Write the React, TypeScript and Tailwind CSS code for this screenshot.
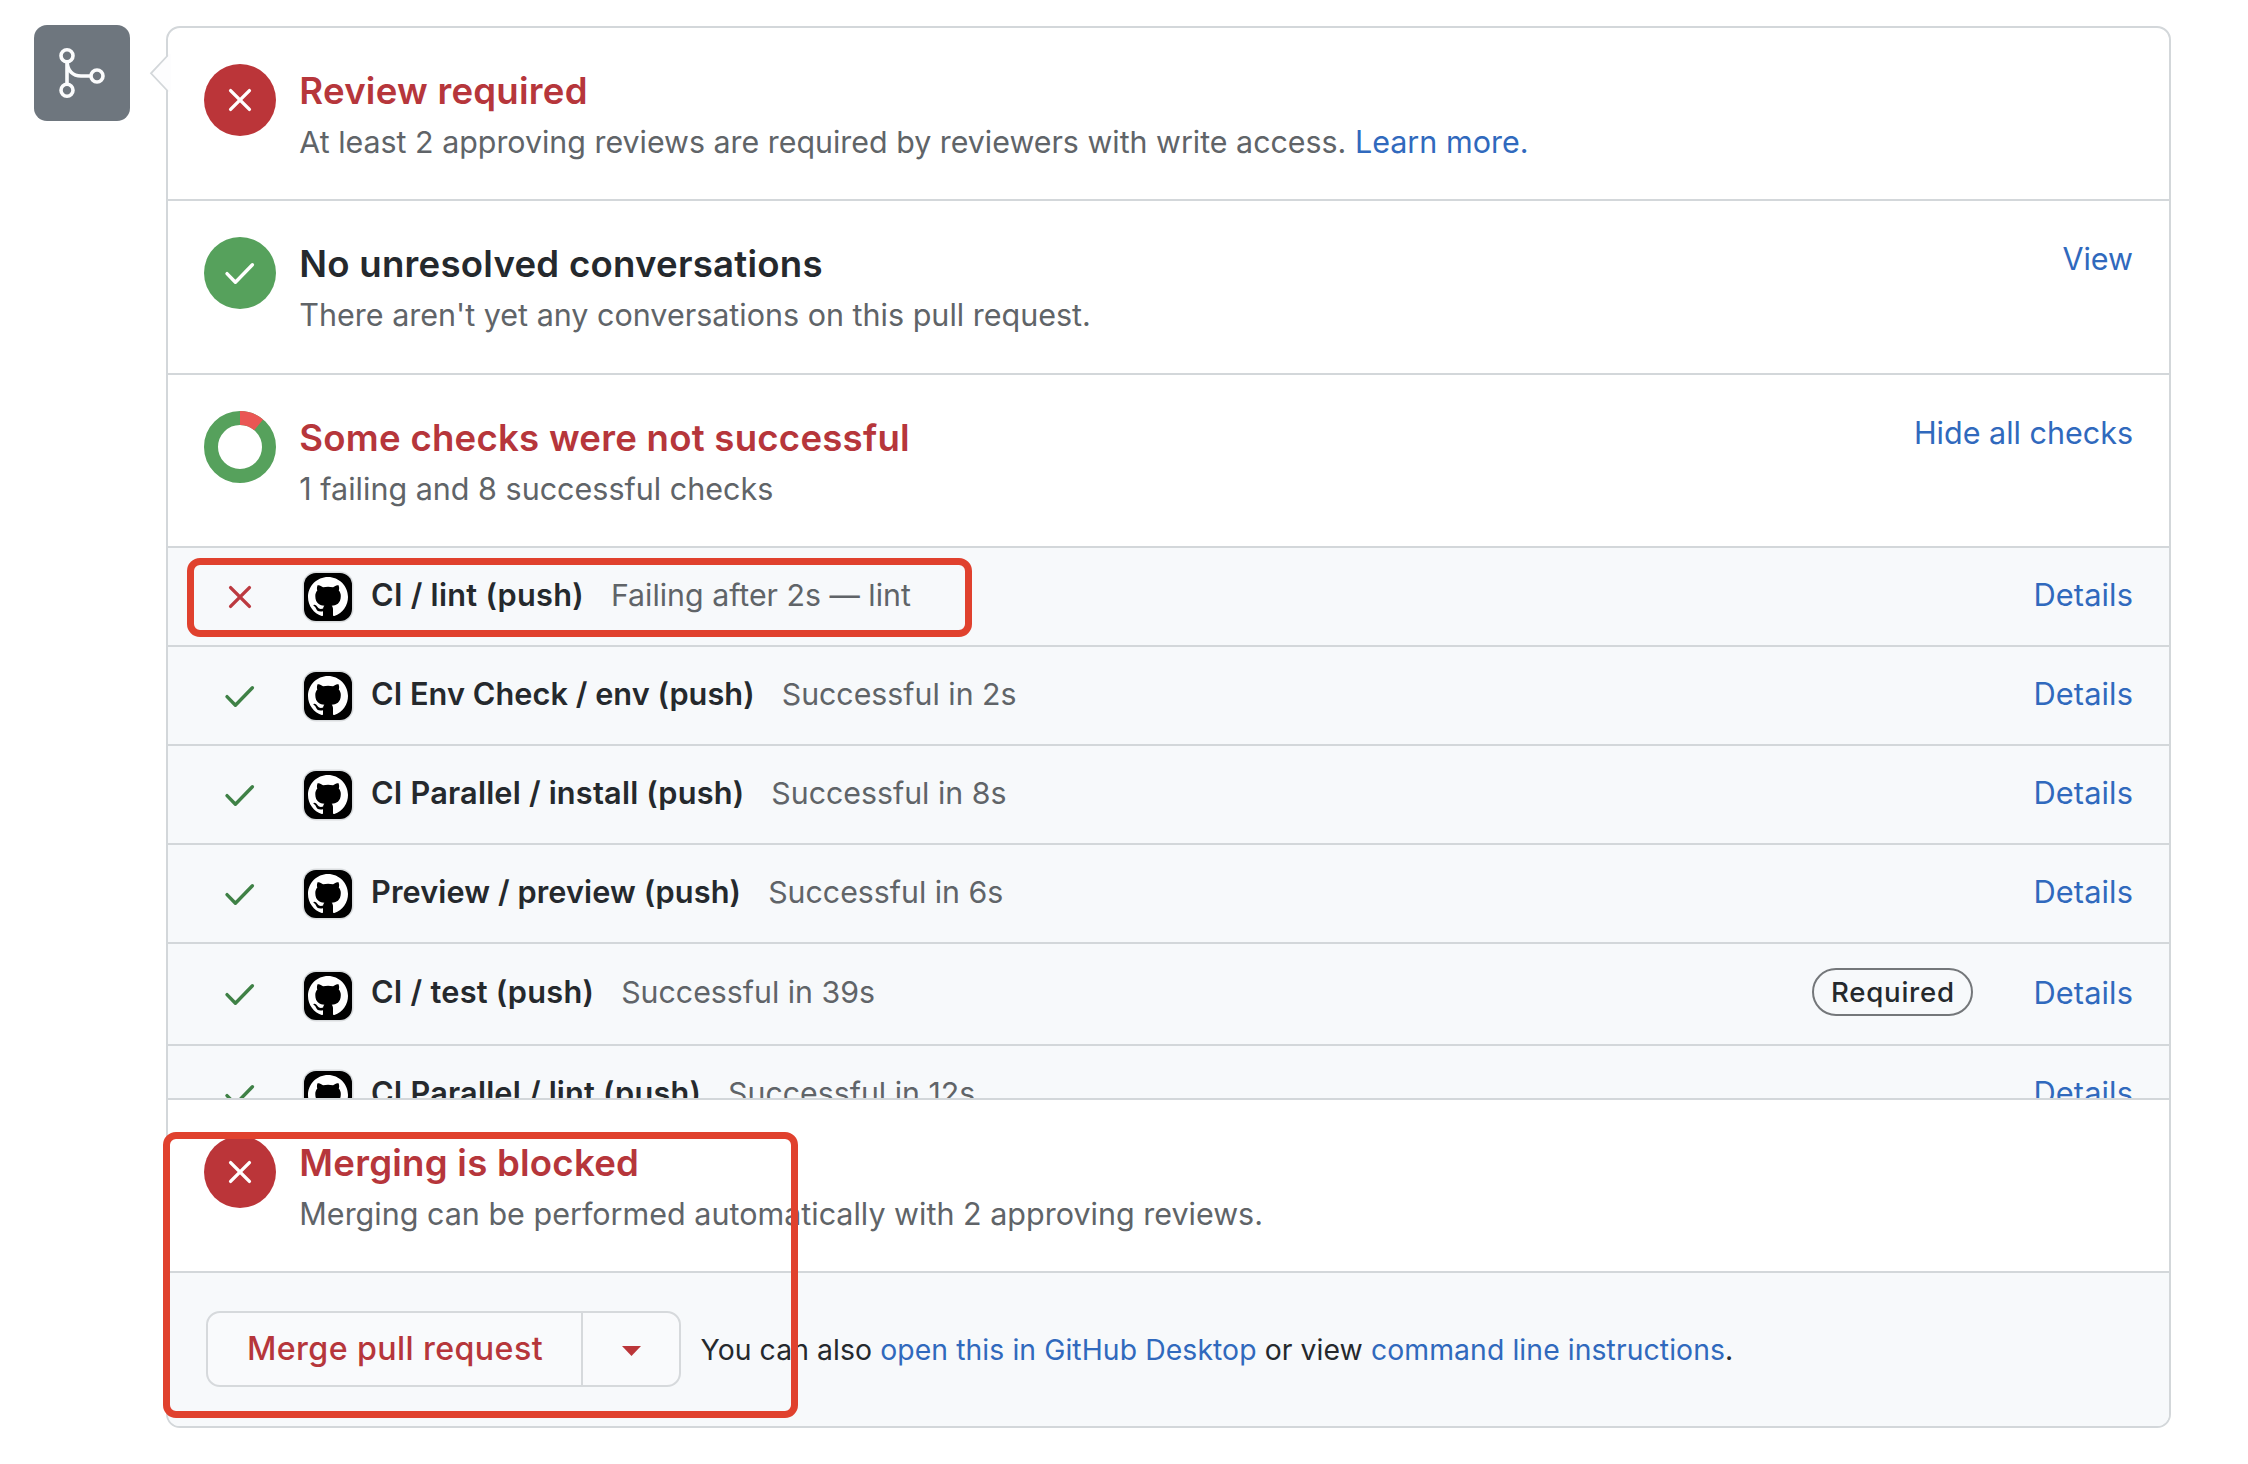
import type { ReactNode } from "react";

type Check = {
  name: string;
  detail: string;
  tracking: string;
  failing?: boolean;
  required?: boolean;
};

const checks: Check[] = [
  { name: "CI / lint (push)", detail: "Failing after 2s — lint", tracking: "tracking-[0.28px]", failing: true },
  { name: "CI Env Check / env (push)", detail: "Successful in 2s", tracking: "tracking-[0.05px]" },
  { name: "CI Parallel / install (push)", detail: "Successful in 8s", tracking: "tracking-[0.2px]" },
  { name: "Preview / preview (push)", detail: "Successful in 6s", tracking: "tracking-[0.1px]" },
  { name: "CI / test (push)", detail: "Successful in 39s", tracking: "tracking-[0.25px]", required: true },
  { name: "CI Parallel / lint (push)", detail: "Successful in 12s", tracking: "tracking-[0.2px]" },
];

const GITHUB_MARK =
  "M8 0C3.58 0 0 3.58 0 8c0 3.54 2.29 6.53 5.47 7.59.4.07.55-.17.55-.38 0-.19-.01-.82-.01-1.49-2.01.37-2.53-.49-2.69-.94-.09-.23-.48-.94-.82-1.13-.28-.15-.68-.52-.01-.53.63-.01 1.08.58 1.23.82.72 1.21 1.87.87 2.33.66.07-.52.28-.87.51-1.07-1.78-.2-3.64-.89-3.64-3.95 0-.87.31-1.59.82-2.15-.08-.2-.36-1.02.08-2.12 0 0 .67-.21 2.2.82.64-.18 1.32-.27 2-.27s1.36.09 2 .27c1.53-1.04 2.2-.82 2.2-.82.44 1.1.16 1.92.08 2.12.51.56.82 1.27.82 2.15 0 3.07-1.87 3.75-3.65 3.95.29.25.54.73.54 1.48 0 1.07-.01 1.93-.01 2.2 0 .21.15.46.55.38A8.01 8.01 0 0 0 16 8c0-4.42-3.58-8-8-8z";

function MergeIcon() {
  return (
    <svg width="96" height="96" viewBox="0 0 96 96" fill="none" stroke="#fbfcfd" strokeWidth="3.6">
      <circle cx="33" cy="30.7" r="6" />
      <circle cx="33" cy="65.3" r="6" />
      <circle cx="63" cy="51" r="6" />
      <path d="M33 36.5V59.5M33.2 37.5C33.6 45.5 38.6 51 47 51H57" />
    </svg>
  );
}

function XMark({ color }: { color: string }) {
  return (
    <svg width="72" height="72" viewBox="0 0 72 72" fill="none" stroke={color} strokeWidth="3.4" strokeLinecap="round">
      <path d="M26.6 26.6L45.4 45.4M45.4 26.6L26.6 45.4" />
    </svg>
  );
}

function CheckMark({ color }: { color: string }) {
  return (
    <svg width="72" height="72" viewBox="0 0 72 72" fill="none" stroke={color} strokeWidth="3.4" strokeLinecap="round" strokeLinejoin="round">
      <path d="M23 36.6L31.4 45.2L48.4 27.8" />
    </svg>
  );
}

function Donut() {
  return (
    <svg width="72" height="72" viewBox="0 0 72 72" fill="none" strokeWidth="14">
      <circle cx="36" cy="36" r="29" stroke="#56a15c" />
      <circle cx="36" cy="36" r="29" stroke="#ea5654" pathLength="360" strokeDasharray="40 320" transform="rotate(-90 36 36)" />
    </svg>
  );
}

function Disc({ tone, children }: { tone: string; children: ReactNode }) {
  return <div className={`size-[72px] rounded-full ${tone}`}>{children}</div>;
}

function Section({
  icon,
  title,
  titleClass,
  link,
  children,
}: {
  icon: ReactNode;
  title: string;
  titleClass: string;
  link?: string;
  children: ReactNode;
}) {
  return (
    <>
      <div className="mt-[35.5px] size-[72px] shrink-0">{icon}</div>
      <div className="ml-[23.3px] flex-1 pt-[39px]">
        <h3 className={`text-[36.6px] leading-[48px] font-semibold tracking-[0.25px] ${titleClass}`}>{title}</h3>
        <p className="mt-1.5 text-[30.5px] leading-[42px] text-[#606468]">{children}</p>
      </div>
      {link && <a className="pt-[37px] text-[30.5px] leading-[42px] text-[#3069bd]">{link}</a>}
    </>
  );
}

function CheckRow({ check, height }: { check: Check; height: string }) {
  return (
    <div className={`flex shrink-0 items-center border-b-2 border-[#d3d7da] px-9 ${height}`}>
      {check.failing ? <XMark color="#bc3a40" /> : <CheckMark color="#3f8146" />}
      <div
        className={`ml-7 flex size-12 shrink-0 items-center justify-center rounded-xl bg-black shadow-[0_0_0_1.5px_#d9dcde] ${check.required ? "mt-1" : ""}`}
      >
        <svg width="40" height="40" viewBox="0 0 16 16" fill="#fff">
          <path d={GITHUB_MARK} />
        </svg>
      </div>
      <div className="ml-[19px] flex gap-[27px] pb-1 text-[30.5px] leading-[42px] whitespace-nowrap">
        <span className={`text-[30.7px] font-semibold text-[#25292d] ${check.tracking}`}>{check.name}</span>
        <span className="text-[30.3px] text-[#606468]">{check.detail}</span>
      </div>
      <div className="flex-1" />
      {check.required && (
        <span className="mr-[60px] mb-1 flex h-12 w-[161px] items-center justify-center rounded-full border-2 border-[#74777a] pt-0.5 text-[27.6px] font-medium tracking-[0.75px] text-[#25292d]">
          Required
        </span>
      )}
      <a className={`text-[30.8px] leading-[42px] tracking-[0.1px] text-[#3069bd] ${check.required ? "pb-0.5" : "pb-1"}`}>Details</a>
    </div>
  );
}

export default function App() {
  return (
    <div className="relative flex h-[1464px] w-[2248px] items-start overflow-hidden bg-white pt-[25px] pl-[34px] font-[Inter,sans-serif] text-[#25292d]">
      <div className="size-24 shrink-0 rounded-[13px] bg-[#6e767e]">
        <MergeIcon />
      </div>

      <div className="relative mt-px ml-9 flex h-[1402px] w-[2005px] flex-col rounded-[14px] border-2 border-[#d3d7da] bg-white">
        <svg className="absolute top-[25px] -left-[19px]" width="22" height="42" viewBox="0 0 22 42">
          <path d="M22 1H18.9V2.5L2 20.3L18.9 38.5H22Z" fill="#fdfdfe" />
          <path d="M18.2 1.5V3L2 20.3L18.2 37.5V39" fill="none" stroke="#d3d7da" strokeWidth="1.8" />
        </svg>

        <section className="flex h-[173px] shrink-0 items-start border-b-2 border-[#d3d7da] px-9">
          <Section
            icon={<Disc tone="bg-[#bb3539]"><XMark color="#fff" /></Disc>}
            title="Review required"
            titleClass="text-[#b6363b]"
          >
            <span className="text-[30.38px]">At least 2 approving reviews are required by reviewers with write access. </span>
            <a className="text-[#3069bd]">Learn more.</a>
          </Section>
        </section>

        <section className="flex h-[174px] shrink-0 items-start border-b-2 border-[#d3d7da] px-9">
          <Section
            icon={<Disc tone="bg-[#56a15c]"><CheckMark color="#fff" /></Disc>}
            title="No unresolved conversations"
            titleClass="text-[#25292d]"
            link="View"
          >
            There aren't yet any conversations on this pull request.
          </Section>
        </section>

        <section className="flex h-[173px] shrink-0 items-start border-b-2 border-[#d3d7da] px-9">
          <Section
            icon={<Donut />}
            title="Some checks were not successful"
            titleClass="text-[#b6363b]"
            link="Hide all checks"
          >
            1 failing and 8 successful checks
          </Section>
        </section>

        <div className="flex h-[552px] shrink-0 flex-col overflow-hidden border-b-2 border-[#d3d7da] bg-[#f7f9fb]">
          {checks.map((check) => (
            <CheckRow key={check.name} check={check} height={check.required ? "h-[102px]" : "h-[99px]"} />
          ))}
        </div>

        <section className="flex h-[173px] shrink-0 items-start border-b-2 border-[#d3d7da] px-9">
          <Section
            icon={<Disc tone="bg-[#bb3539]"><XMark color="#fff" /></Disc>}
            title="Merging is blocked"
            titleClass="text-[#b6363b]"
          >
            Merging can be performed automatically with 2 approving reviews.
          </Section>
        </section>

        <footer className="flex flex-1 items-start rounded-b-xl bg-[#f7f9fb] pt-[38px] pl-[38px]">
          <div className="flex h-[76px] w-[475px] shrink-0 rounded-[14px] border-2 border-[#d6d9dc] bg-[#f9fafc]">
            <button className="flex w-[375px] items-center justify-center border-r-2 border-[#d6d9dc] pt-px pl-px text-[32.2px] font-medium tracking-[0.4px] text-[#b6363b]">
              Merge pull request
            </button>
            <button className="flex flex-1 items-center justify-center">
              <svg className="mt-1" width="19" height="10" viewBox="0 0 19 10" fill="#bb3539">
                <path d="M0 0H19L9.5 10Z" />
              </svg>
            </button>
          </div>
          <p className="ml-[19.5px] pt-[19px] text-[28.35px] leading-[40px] tracking-[0.08px] whitespace-nowrap">
            You can also <a className="text-[#3069bd]">open this in GitHub Desktop</a> or view{" "}
            <a className="text-[#3069bd]">command line instructions</a>.
          </p>
        </footer>
      </div>

      {/* Highlight frames drawn on top of the merge box */}
      <div className="absolute top-[558px] left-[187px] h-[79px] w-[785px] rounded-[13px] border-[7px] border-[#e0412e]" />
      <div className="absolute top-[1132px] left-[163px] h-[286px] w-[635px] rounded-[13px] border-[7px] border-[#e0412e]" />
    </div>
  );
}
☆ ☆ ☆
- REQUEST:
Using the listing above, pick out each line that contains the word "this", then copy it.

- RESPONSE TO THE TASK:
Write the React, TypeScript and Tailwind CSS code for this screenshot.
            There aren't yet any conversations on this pull request.
            You can also <a className="text-[#3069bd]">open this in GitHub Desktop</a> or view{" "}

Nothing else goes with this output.